■ Written request ■
Pull out from the material below all lines with "full".

■ Rows ■

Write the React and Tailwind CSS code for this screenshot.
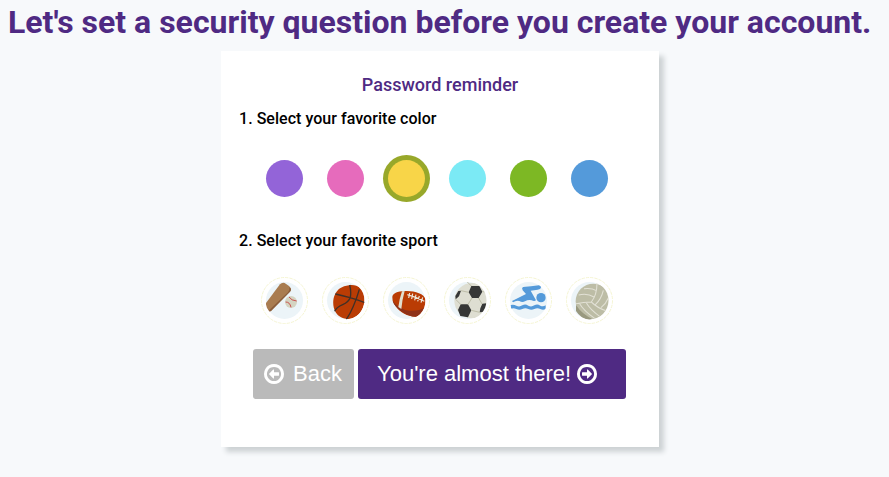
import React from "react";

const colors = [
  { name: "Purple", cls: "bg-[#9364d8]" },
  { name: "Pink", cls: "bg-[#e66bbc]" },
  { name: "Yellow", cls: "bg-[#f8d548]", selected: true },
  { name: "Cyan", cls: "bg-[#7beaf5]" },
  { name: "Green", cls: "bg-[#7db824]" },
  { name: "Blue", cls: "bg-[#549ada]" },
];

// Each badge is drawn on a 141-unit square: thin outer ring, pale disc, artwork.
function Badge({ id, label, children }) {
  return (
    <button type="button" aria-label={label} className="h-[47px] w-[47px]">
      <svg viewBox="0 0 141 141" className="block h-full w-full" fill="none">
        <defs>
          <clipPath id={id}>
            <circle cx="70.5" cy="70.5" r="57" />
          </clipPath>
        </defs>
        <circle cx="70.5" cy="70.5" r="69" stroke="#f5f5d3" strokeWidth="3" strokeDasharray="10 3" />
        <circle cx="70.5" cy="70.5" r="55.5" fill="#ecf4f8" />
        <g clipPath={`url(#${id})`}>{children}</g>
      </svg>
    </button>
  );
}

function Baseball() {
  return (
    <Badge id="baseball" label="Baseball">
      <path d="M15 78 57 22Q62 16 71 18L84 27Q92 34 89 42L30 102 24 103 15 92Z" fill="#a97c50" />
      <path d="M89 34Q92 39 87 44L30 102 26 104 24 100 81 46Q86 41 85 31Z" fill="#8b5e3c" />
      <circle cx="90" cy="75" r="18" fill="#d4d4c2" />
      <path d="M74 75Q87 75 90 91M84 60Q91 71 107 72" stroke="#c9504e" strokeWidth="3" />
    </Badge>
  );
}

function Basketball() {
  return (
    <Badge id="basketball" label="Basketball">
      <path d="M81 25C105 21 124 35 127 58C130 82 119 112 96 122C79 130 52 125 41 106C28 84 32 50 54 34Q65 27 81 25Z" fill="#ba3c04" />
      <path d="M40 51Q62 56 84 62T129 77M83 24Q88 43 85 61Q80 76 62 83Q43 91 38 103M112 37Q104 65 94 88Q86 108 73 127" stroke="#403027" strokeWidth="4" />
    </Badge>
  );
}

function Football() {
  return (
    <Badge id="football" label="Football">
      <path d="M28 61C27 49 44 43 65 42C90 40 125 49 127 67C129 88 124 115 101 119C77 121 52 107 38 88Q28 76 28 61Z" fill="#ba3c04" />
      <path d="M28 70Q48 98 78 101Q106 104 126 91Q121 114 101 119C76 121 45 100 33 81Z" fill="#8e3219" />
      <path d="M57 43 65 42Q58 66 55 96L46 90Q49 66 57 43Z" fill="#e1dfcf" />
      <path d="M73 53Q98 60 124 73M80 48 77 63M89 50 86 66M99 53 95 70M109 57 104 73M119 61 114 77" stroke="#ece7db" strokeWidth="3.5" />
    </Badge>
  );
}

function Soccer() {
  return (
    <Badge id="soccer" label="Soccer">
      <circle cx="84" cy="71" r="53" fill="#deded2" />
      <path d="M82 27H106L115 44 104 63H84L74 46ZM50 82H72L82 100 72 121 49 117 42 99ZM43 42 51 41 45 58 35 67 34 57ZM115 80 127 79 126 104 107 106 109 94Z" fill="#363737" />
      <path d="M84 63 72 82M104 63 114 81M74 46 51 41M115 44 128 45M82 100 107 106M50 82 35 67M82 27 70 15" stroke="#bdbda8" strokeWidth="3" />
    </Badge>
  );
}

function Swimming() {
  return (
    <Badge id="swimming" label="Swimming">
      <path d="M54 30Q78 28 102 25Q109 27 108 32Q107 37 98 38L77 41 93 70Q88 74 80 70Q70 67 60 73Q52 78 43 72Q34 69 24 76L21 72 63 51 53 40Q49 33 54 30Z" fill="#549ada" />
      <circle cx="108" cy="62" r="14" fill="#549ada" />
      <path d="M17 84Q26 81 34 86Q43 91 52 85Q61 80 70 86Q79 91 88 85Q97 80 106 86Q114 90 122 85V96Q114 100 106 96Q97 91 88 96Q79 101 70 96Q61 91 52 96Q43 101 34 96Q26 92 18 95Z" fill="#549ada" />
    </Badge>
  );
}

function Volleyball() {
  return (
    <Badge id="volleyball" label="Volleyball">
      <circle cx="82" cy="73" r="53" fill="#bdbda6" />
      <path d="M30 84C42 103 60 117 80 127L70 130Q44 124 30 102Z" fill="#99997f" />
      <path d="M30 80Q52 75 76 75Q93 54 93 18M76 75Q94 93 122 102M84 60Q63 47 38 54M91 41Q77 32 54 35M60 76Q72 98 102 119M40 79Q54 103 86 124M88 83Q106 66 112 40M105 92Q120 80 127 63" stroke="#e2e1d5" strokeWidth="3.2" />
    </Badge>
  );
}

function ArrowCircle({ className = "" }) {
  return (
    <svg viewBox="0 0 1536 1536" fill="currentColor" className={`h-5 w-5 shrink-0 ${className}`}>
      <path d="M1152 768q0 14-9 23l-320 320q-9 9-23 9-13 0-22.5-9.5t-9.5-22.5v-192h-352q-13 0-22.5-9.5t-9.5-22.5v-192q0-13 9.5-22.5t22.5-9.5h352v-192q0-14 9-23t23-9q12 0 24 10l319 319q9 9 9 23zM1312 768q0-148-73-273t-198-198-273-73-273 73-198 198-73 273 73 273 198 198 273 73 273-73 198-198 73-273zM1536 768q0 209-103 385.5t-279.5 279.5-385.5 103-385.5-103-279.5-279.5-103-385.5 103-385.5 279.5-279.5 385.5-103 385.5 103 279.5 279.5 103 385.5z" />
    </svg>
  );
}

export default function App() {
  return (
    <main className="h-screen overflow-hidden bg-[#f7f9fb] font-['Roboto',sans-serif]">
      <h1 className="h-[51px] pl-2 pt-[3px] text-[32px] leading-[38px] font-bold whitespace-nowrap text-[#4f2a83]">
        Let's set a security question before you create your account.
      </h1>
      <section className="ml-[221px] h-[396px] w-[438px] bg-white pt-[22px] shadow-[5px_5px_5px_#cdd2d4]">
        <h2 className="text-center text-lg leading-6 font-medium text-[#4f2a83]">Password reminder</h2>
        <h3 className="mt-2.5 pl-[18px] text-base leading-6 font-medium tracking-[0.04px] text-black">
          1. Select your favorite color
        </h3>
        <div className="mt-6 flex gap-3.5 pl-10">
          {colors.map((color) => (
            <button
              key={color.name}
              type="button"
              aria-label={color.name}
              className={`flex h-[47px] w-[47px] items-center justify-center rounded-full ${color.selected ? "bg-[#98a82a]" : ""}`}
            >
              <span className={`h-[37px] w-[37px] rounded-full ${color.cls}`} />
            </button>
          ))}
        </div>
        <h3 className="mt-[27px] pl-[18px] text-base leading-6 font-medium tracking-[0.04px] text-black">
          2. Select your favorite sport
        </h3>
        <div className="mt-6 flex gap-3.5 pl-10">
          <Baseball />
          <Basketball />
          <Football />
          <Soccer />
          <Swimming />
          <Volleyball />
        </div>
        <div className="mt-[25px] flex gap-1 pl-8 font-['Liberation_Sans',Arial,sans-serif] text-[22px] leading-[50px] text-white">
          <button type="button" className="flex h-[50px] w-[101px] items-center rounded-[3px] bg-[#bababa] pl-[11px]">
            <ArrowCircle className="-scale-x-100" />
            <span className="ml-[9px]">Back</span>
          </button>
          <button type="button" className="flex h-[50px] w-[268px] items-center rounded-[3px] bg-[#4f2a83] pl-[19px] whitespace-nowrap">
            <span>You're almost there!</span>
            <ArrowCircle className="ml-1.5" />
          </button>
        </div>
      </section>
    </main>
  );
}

* * *

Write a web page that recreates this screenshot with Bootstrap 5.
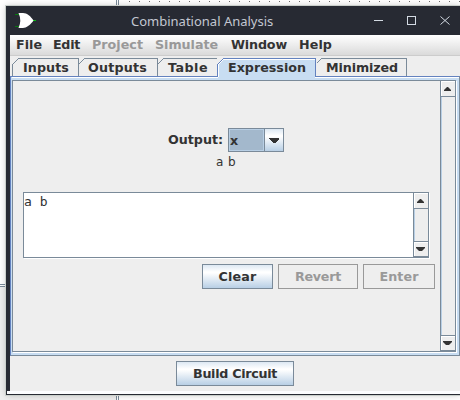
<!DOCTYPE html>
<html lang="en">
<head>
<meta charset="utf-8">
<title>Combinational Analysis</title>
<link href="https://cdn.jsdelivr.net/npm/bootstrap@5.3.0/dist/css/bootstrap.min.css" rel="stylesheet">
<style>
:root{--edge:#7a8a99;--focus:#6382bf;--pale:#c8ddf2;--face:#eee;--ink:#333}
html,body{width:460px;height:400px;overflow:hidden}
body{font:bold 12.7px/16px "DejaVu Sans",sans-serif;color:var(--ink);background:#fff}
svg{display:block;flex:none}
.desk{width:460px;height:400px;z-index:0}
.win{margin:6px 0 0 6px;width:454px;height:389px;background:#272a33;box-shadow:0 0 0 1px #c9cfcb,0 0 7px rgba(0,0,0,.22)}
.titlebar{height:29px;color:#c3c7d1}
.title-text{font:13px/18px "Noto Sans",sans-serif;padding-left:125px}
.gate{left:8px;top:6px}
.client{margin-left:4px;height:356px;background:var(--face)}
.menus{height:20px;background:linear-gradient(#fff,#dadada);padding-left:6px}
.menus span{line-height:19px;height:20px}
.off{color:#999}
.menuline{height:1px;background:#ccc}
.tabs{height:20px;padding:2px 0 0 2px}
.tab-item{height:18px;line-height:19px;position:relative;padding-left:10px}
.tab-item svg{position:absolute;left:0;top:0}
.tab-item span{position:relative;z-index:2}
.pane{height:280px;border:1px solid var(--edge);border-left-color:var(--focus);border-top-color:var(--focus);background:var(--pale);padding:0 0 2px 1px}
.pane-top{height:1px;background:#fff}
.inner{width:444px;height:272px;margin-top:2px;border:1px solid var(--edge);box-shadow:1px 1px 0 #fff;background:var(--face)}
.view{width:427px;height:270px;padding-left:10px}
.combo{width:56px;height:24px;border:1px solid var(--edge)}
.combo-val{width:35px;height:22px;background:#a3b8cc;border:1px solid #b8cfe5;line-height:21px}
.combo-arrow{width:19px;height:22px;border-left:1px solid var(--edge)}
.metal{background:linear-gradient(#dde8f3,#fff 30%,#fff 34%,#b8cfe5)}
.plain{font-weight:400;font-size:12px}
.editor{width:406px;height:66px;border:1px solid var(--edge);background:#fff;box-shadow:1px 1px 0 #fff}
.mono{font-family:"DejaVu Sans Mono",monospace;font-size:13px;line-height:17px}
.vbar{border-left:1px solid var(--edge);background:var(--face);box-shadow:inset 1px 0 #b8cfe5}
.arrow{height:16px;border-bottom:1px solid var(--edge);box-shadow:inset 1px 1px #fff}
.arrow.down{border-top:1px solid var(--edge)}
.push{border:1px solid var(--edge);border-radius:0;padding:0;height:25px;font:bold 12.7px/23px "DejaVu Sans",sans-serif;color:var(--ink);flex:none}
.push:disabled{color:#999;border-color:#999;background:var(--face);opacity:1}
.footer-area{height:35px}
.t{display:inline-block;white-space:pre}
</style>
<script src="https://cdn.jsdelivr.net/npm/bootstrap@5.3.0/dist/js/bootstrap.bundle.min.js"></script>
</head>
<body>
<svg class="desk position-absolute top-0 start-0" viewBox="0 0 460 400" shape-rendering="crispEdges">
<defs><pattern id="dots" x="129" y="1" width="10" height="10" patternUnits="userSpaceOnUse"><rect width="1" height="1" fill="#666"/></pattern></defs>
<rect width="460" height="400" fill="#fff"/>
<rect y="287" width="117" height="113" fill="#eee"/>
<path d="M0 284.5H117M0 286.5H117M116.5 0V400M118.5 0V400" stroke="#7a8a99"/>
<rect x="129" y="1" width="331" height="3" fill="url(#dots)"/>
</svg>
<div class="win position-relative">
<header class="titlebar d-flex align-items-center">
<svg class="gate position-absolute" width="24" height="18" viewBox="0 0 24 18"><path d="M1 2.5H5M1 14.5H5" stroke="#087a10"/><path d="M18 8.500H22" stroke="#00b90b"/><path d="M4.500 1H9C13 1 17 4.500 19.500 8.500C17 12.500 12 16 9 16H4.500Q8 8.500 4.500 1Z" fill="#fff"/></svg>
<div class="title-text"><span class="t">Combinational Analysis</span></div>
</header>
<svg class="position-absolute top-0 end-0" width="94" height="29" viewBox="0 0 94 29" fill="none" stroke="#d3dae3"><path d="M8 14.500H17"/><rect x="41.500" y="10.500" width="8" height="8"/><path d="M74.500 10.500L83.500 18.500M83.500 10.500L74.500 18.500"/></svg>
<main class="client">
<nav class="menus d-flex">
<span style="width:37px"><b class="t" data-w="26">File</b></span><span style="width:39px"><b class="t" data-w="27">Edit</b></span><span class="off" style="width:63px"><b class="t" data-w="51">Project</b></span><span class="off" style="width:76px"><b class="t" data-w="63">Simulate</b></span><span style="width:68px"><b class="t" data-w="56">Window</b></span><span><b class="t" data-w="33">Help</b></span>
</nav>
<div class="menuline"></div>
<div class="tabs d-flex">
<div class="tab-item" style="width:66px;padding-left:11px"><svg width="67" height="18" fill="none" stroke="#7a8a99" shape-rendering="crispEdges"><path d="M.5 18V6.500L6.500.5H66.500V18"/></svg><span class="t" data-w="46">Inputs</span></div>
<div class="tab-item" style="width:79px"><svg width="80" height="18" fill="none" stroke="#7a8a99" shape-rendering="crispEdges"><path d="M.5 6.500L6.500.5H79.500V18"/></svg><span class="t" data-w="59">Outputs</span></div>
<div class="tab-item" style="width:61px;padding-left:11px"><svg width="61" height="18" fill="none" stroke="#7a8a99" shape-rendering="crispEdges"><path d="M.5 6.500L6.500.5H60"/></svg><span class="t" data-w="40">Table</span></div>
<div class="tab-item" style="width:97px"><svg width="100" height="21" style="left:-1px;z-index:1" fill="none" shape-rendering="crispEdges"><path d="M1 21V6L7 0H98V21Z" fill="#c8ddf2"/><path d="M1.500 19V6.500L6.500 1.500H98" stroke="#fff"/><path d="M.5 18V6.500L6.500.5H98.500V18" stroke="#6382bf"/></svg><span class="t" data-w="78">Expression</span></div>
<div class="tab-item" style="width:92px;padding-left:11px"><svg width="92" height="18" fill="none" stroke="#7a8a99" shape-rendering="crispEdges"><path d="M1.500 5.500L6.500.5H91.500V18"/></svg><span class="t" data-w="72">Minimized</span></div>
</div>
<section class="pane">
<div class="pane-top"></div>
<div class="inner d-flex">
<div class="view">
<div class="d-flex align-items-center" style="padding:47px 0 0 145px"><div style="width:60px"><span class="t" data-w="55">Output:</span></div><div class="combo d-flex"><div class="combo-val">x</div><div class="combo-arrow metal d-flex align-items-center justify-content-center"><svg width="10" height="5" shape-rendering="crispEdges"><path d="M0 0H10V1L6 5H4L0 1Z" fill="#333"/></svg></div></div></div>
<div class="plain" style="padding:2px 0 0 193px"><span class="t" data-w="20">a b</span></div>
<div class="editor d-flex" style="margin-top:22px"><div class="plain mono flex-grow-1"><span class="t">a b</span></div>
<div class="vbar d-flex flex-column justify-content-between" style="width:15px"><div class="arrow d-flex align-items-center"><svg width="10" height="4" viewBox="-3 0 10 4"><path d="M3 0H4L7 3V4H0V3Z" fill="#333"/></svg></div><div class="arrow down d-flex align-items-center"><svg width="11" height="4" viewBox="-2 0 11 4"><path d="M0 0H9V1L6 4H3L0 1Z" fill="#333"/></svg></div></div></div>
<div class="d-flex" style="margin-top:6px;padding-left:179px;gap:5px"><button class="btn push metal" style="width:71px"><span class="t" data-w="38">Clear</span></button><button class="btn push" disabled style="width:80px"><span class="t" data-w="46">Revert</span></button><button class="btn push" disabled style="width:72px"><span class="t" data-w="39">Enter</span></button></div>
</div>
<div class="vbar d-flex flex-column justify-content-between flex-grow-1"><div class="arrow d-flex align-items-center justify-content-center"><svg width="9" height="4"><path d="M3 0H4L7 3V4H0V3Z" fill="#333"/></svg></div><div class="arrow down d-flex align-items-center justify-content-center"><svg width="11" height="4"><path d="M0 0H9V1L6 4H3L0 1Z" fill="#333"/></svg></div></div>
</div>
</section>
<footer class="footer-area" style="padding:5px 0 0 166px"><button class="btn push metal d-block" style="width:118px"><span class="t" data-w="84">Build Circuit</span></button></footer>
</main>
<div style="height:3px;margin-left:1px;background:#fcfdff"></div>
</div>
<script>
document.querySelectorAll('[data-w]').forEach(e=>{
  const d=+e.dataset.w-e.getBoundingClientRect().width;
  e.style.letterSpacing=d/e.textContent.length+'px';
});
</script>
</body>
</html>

--

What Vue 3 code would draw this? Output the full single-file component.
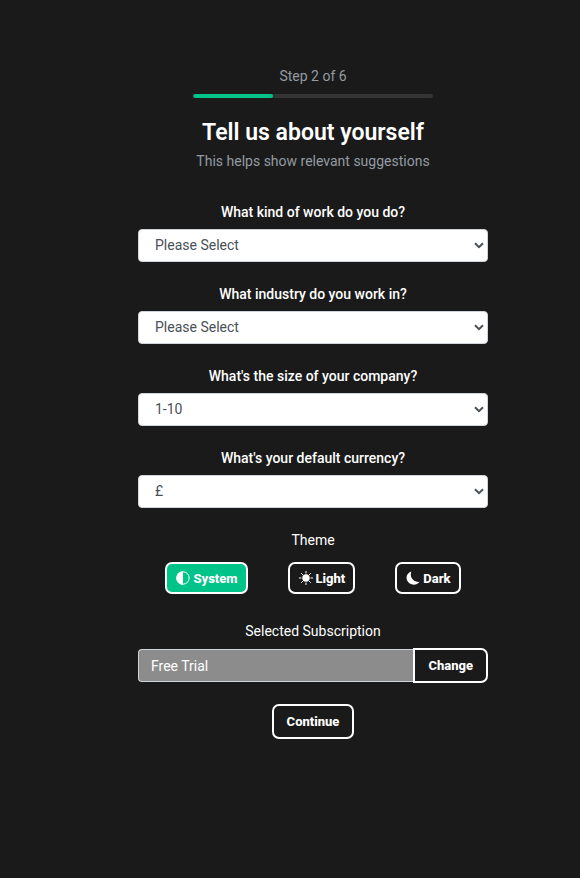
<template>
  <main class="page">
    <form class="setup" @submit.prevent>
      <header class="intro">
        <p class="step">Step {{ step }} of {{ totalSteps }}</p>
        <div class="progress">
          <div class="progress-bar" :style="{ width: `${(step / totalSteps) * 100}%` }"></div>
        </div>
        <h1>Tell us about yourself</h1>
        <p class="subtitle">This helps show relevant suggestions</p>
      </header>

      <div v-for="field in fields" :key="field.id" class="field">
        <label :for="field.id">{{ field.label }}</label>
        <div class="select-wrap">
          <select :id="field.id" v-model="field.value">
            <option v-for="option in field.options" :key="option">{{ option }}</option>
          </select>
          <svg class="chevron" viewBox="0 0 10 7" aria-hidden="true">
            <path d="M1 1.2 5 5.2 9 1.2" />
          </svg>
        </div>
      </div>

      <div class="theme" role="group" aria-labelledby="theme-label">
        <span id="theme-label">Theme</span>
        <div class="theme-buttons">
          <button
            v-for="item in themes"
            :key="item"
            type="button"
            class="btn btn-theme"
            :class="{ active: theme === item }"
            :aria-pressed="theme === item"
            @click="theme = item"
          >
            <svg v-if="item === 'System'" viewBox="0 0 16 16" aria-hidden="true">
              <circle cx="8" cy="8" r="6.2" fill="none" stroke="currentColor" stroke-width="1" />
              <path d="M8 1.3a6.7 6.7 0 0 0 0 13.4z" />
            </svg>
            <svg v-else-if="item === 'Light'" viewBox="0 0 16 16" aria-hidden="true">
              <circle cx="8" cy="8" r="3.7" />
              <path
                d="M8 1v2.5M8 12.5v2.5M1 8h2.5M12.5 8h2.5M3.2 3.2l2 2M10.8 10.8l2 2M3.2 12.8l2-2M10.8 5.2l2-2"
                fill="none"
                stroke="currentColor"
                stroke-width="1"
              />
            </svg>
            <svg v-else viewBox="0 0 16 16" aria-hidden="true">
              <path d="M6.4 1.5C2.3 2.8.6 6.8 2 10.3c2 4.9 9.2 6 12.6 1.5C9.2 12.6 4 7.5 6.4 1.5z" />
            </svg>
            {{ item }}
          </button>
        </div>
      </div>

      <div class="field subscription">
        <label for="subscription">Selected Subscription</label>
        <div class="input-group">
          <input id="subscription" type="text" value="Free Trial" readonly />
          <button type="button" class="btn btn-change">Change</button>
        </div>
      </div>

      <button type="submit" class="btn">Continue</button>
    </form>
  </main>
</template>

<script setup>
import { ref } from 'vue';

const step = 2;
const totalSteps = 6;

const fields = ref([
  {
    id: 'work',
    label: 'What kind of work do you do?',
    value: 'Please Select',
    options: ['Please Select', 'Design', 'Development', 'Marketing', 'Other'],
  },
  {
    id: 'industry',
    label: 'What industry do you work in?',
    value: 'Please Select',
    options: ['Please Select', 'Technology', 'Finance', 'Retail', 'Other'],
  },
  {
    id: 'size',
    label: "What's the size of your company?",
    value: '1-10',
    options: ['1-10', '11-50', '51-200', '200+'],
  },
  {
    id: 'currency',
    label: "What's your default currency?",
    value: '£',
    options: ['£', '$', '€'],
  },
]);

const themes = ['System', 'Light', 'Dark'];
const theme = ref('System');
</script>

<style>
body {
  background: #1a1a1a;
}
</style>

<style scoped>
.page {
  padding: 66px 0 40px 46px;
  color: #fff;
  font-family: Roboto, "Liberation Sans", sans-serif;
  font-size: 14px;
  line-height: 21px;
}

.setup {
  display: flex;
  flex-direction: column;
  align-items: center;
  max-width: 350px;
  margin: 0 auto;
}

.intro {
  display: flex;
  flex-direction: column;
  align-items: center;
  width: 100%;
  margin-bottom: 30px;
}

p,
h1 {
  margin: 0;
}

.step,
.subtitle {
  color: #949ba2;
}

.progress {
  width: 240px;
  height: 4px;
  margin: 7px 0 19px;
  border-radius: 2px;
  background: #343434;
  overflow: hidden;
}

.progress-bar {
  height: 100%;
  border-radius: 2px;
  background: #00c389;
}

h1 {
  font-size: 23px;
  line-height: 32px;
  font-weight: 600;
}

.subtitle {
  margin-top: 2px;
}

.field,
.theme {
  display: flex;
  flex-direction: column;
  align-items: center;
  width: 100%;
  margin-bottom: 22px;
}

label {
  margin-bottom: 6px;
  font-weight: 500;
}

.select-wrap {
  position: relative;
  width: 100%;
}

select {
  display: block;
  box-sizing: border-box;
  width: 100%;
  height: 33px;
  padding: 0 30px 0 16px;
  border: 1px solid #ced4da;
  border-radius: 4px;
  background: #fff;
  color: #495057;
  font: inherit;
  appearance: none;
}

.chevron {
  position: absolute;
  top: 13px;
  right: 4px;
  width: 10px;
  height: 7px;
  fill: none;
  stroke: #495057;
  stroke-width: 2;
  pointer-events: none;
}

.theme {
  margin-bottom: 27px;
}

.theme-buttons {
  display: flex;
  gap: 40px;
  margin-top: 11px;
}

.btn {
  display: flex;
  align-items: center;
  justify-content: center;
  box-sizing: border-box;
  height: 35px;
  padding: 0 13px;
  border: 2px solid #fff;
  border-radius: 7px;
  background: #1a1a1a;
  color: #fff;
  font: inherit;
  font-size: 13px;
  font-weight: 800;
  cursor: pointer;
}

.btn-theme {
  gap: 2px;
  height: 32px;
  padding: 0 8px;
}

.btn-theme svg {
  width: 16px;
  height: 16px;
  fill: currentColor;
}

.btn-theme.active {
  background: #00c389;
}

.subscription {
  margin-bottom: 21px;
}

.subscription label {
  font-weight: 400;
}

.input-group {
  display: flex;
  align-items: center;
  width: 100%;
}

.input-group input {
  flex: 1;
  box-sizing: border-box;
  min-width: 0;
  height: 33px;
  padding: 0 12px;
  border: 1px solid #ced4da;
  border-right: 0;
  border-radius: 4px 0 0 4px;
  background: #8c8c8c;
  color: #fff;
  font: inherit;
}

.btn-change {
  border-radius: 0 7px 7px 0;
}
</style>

■ Correct response ■
      <svg viewBox="0 0 141 141" className="block h-full w-full" fill="none">
              className={`flex h-[47px] w-[47px] items-center justify-center rounded-full ${color.selected ? "bg-[#98a82a]" : ""}`}
              <span className={`h-[37px] w-[37px] rounded-full ${color.cls}`} />
What Vue 3 code would draw this? Output the full single-file component.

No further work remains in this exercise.